Mass vs. Weight on Earth vs. Other Celestial Bodies
The difference between mass and weight becomes particularly evident when comparing the two on Earth and other celestial bodies like the Moon, Mars, and Jupiter. Here are a few examples of how weight changes while mass remains constant:
On the Moon
- Gravity on the Moon is about 1/6th that of Earth. Hence, an object with a mass of 10 kg will weigh approximately 16.3 N, compared to 98 N on Earth.
On Mars
- Gravity on Mars is about 0.38 times that of Earth. An object with a mass of 10 kg will weigh about 37.3 N on Mars.
On Jupiter
- Jupiter has a much stronger gravitational field than Earth, about 2.4 times stronger. The same 10 kg object would weigh around 235.4 N on Jupiter.
These examples demonstrate that while mass remains the same regardless of location, weight varies significantly depending on the gravitational strength of the celestial body.
How to Distinguish Between Mass and Weight in Everyday Situations
Many people confuse mass with weight, especially in environments where gravity is consistent, like on Earth. However, understanding the difference is important in certain professions and scientific fields. Here are some practical distinctions:
Tips to Avoid Confusion
- Contextual Clarity: In contexts where gravity may vary (such as space exploration or different planets), it is essential to use mass instead of weight to describe an object’s properties.
- Use of Proper Units: Always check the units being used. Kilograms (kg) refer to mass, while newtons (N) refer to weight.
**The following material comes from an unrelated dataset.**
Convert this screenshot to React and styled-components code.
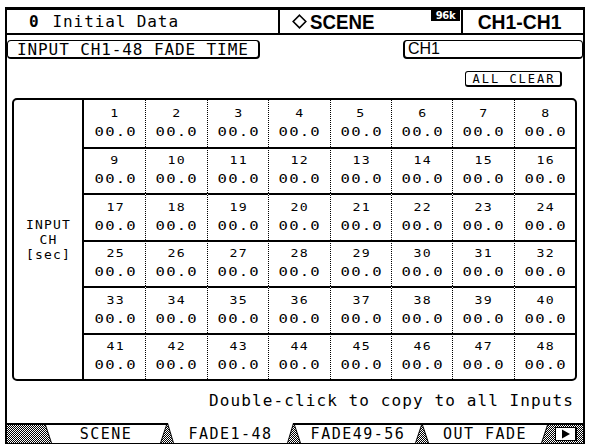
import React from 'react';
import styled, { createGlobalStyle } from 'styled-components';

const mono = `"DejaVu Sans Mono", "Liberation Mono", monospace`;
const sans = `"Liberation Sans", Arial, sans-serif`;

const GlobalStyle = createGlobalStyle`
  html, body {
    margin: 0;
    padding: 0;
    background: #fff;
  }
  body {
    width: 590px;
    height: 448px;
    overflow: hidden;
    font-family: ${mono};
    color: #000;
  }
`;

const Screen = styled.div`
  box-sizing: border-box;
  width: 580px;
  height: 437px;
  margin: 7px 0 0 5px;
  border: 2px solid #000;
  border-top-width: 3px;
  border-bottom-width: 1px;
  display: flex;
  flex-direction: column;
`;

const Header = styled.div`
  box-sizing: border-box;
  height: 25px;
  border-bottom: 2px solid #000;
  display: flex;
`;

const TitleCell = styled.div`
  box-sizing: border-box;
  width: 273px;
  border-right: 2px solid #000;
  padding-left: 22px;
  display: flex;
  align-items: center;
  font-size: 16px;
  letter-spacing: 0.9px;
`;

const SceneNo = styled.b`
  margin-right: 13px;
`;

const SceneCell = styled.div`
  box-sizing: border-box;
  width: 183px;
  border-right: 2px solid #000;
  padding-left: 12px;
  display: flex;
  align-items: center;
`;

const Big = styled.span`
  display: inline-block;
  font-family: ${sans};
  font-weight: 700;
  font-size: 21px;
  line-height: 22px;
  transform: scaleX(${({ $sx }) => $sx});
  transform-origin: ${({ $origin }) => $origin || 'center'};
`;

const Badge = styled.span`
  margin-left: auto;
  margin-right: 1px;
  align-self: flex-start;
  width: 29px;
  height: 11px;
  background: #000;
  color: #fff;
  font-family: "DejaVu Sans", sans-serif;
  font-weight: 700;
  font-size: 10px;
  line-height: 11px;
  text-align: center;
  letter-spacing: -0.3px;
`;

const ChCell = styled.div`
  flex: 1;
  display: flex;
  align-items: center;
  justify-content: center;
  padding-right: 6px;
`;

const Main = styled.div`
  flex: 1;
  display: flex;
  flex-direction: column;
`;

const TopRow = styled.div`
  margin-top: 5px;
  height: 19px;
  display: flex;
  justify-content: space-between;
`;

const PageLabel = styled.div`
  box-sizing: border-box;
  width: 253px;
  height: 19px;
  border: 1px solid #000;
  border-right-width: 2px;
  border-bottom-width: 2px;
  border-radius: 4px;
  padding-left: 9px;
  display: flex;
  align-items: center;
  font-size: 16px;
  letter-spacing: 0.9px;
`;

const ChannelBox = styled.div`
  box-sizing: border-box;
  width: 180px;
  height: 19px;
  border: 1px solid #000;
  border-left-width: 2px;
  border-bottom-width: 2px;
  border-radius: 4px;
  padding-left: 3px;
  display: flex;
  align-items: center;
  font-family: ${sans};
  font-size: 16px;
`;

const ClearRow = styled.div`
  margin-top: 12px;
  padding-right: 21px;
  display: flex;
  justify-content: flex-end;
`;

const ClearButton = styled.button`
  box-sizing: border-box;
  width: 97px;
  height: 16px;
  padding: 0 0 0 2px;
  background: #fff;
  color: #000;
  border: 1px solid #000;
  border-right-width: 2px;
  border-bottom-width: 2px;
  border-radius: 3px;
  font-family: ${mono};
  font-size: 12px;
  line-height: 12px;
  letter-spacing: 2px;
`;

const Table = styled.div`
  box-sizing: border-box;
  margin: 11px 6px 0 5px;
  height: 283px;
  border: 2px solid #000;
  border-radius: 5px;
  display: grid;
  grid-template-columns: 70px repeat(8, 1fr);
  grid-template-rows: repeat(6, 1fr);
`;

const RowLabel = styled.div`
  grid-row: 1 / span 6;
  grid-column: 1;
  border-right: 2px solid #000;
  display: flex;
  flex-direction: column;
  align-items: center;
  justify-content: center;
  font-size: 13px;
  line-height: 15px;
  letter-spacing: 1.2px;
  padding-left: 1px;
`;

const Cell = styled.div`
  box-sizing: border-box;
  border-top: ${({ $top }) => ($top ? 'none' : '2px solid #000')};
  border-left: ${({ $left }) => ($left ? 'none' : '1px dotted #000')};
  display: flex;
  flex-direction: column;
  align-items: center;
  justify-content: center;
  gap: 3px;
`;

const CellNum = styled.span`
  display: inline-block;
  font-size: 11px;
  line-height: 14px;
  letter-spacing: 1px;
  padding-left: 1px;
  transform: scaleX(1.2);
`;

const CellValue = styled.span`
  display: inline-block;
  font-size: 13px;
  line-height: 16px;
  letter-spacing: 1px;
  padding-left: 1px;
  transform: scaleX(1.2);
`;

const Note = styled.div`
  margin-top: 12px;
  padding-right: 9px;
  text-align: right;
  font-size: 16px;
  line-height: 16px;
  letter-spacing: 1.1px;
`;

const TabBar = styled.div`
  box-sizing: border-box;
  height: 20px;
  border-top: 2px solid #000;
  display: flex;
  background-image: repeating-conic-gradient(#000 0% 25%, #fff 0% 50%);
  background-size: 2px 2px;
`;

const Filler = styled.div`
  width: 38px;
`;

const trapezoid = 'polygon(0 0, 100% 0, calc(100% - 6px) 100%, 6px 100%)';

const Tab = styled.div`
  box-sizing: border-box;
  width: ${({ $w }) => $w}px;
  margin-top: ${({ $active }) => ($active ? '-2px' : '0')};
  padding: 0 1px;
  background: #000;
  clip-path: ${trapezoid};
  display: flex;
`;

const TabFace = styled.div`
  flex: 1;
  background: #fff;
  clip-path: ${trapezoid};
  display: flex;
  align-items: center;
  justify-content: center;
  padding-top: ${({ $active }) => ($active ? '2px' : '0')};
  font-size: 15px;
  line-height: 17px;
  letter-spacing: 1.5px;
  white-space: pre;
`;

const NextButton = styled.div`
  box-sizing: border-box;
  width: 22px;
  height: 14px;
  margin: 0 6px 0 7px;
  align-self: center;
  background: #fff;
  border: 1px solid #000;
  border-right-width: 2px;
  display: flex;
  align-items: center;
  justify-content: center;
`;

const tabs = [
  { label: 'SCENE', w: 122 },
  { label: 'FADE1-48', w: 127, active: true },
  { label: 'FADE49-56', w: 128 },
  { label: 'OUT FADE', w: 126 },
];

const rows = [0, 1, 2, 3, 4, 5];
const cols = [0, 1, 2, 3, 4, 5, 6, 7];

function Diamond() {
  return (
    <svg width="15" height="15" viewBox="0 0 15 15" style={{ marginRight: 3 }}>
      <polygon points="7.5,1.2 13.8,7.5 7.5,13.8 1.2,7.5" fill="none" stroke="#000" strokeWidth="1.6" />
    </svg>
  );
}

function NextIcon() {
  return (
    <svg width="12" height="10" viewBox="0 0 12 10">
      <polygon points="2,0.5 10,5 2,9.5" fill="#000" />
    </svg>
  );
}

export default function App() {
  return (
    <>
      <GlobalStyle />
      <Screen>
        <Header>
          <TitleCell>
            <SceneNo>0</SceneNo>
            Initial Data
          </TitleCell>
          <SceneCell>
            <Diamond />
            <Big $sx={0.89} $origin="left">SCENE</Big>
            <Badge>96k</Badge>
          </SceneCell>
          <ChCell>
            <Big $sx={0.92}>CH1-CH1</Big>
          </ChCell>
        </Header>

        <Main>
          <TopRow>
            <PageLabel>INPUT CH1-48 FADE TIME</PageLabel>
            <ChannelBox>CH1</ChannelBox>
          </TopRow>
          <ClearRow>
            <ClearButton>ALL CLEAR</ClearButton>
          </ClearRow>

          <Table>
            <RowLabel>
              <span>INPUT</span>
              <span>CH</span>
              <span>[sec]</span>
            </RowLabel>
            {rows.map((r) =>
              cols.map((c) => (
                <Cell key={`${r}-${c}`} $top={r === 0} $left={c === 0}>
                  <CellNum>{r * 8 + c + 1}</CellNum>
                  <CellValue>00.0</CellValue>
                </Cell>
              ))
            )}
          </Table>

          <Note>Double-click to copy to all Inputs</Note>
        </Main>

        <TabBar>
          <Filler />
          {tabs.map((t) => (
            <Tab key={t.label} $w={t.w} $active={t.active}>
              <TabFace $active={t.active}>{t.label}</TabFace>
            </Tab>
          ))}
          <NextButton>
            <NextIcon />
          </NextButton>
        </TabBar>
      </Screen>
    </>
  );
}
If an object’s “weight” is being discussed in kilograms, it is actually mass that is being referred to.
- International Standards: In international standards, goods are often measured by mass, as this provides consistency regardless of the geographical location.
Examples
- On Earth: A person might say, “I weigh 70 kilograms,” but technically, they should say, “My mass is 70 kilograms.” Their weight would be about 686 N (70 kg × 9.81 m/s²).
- In Space: If an astronaut takes an object from Earth to space, its mass will be the same, but its weight will be near zero due to the lack of gravitational pull in space.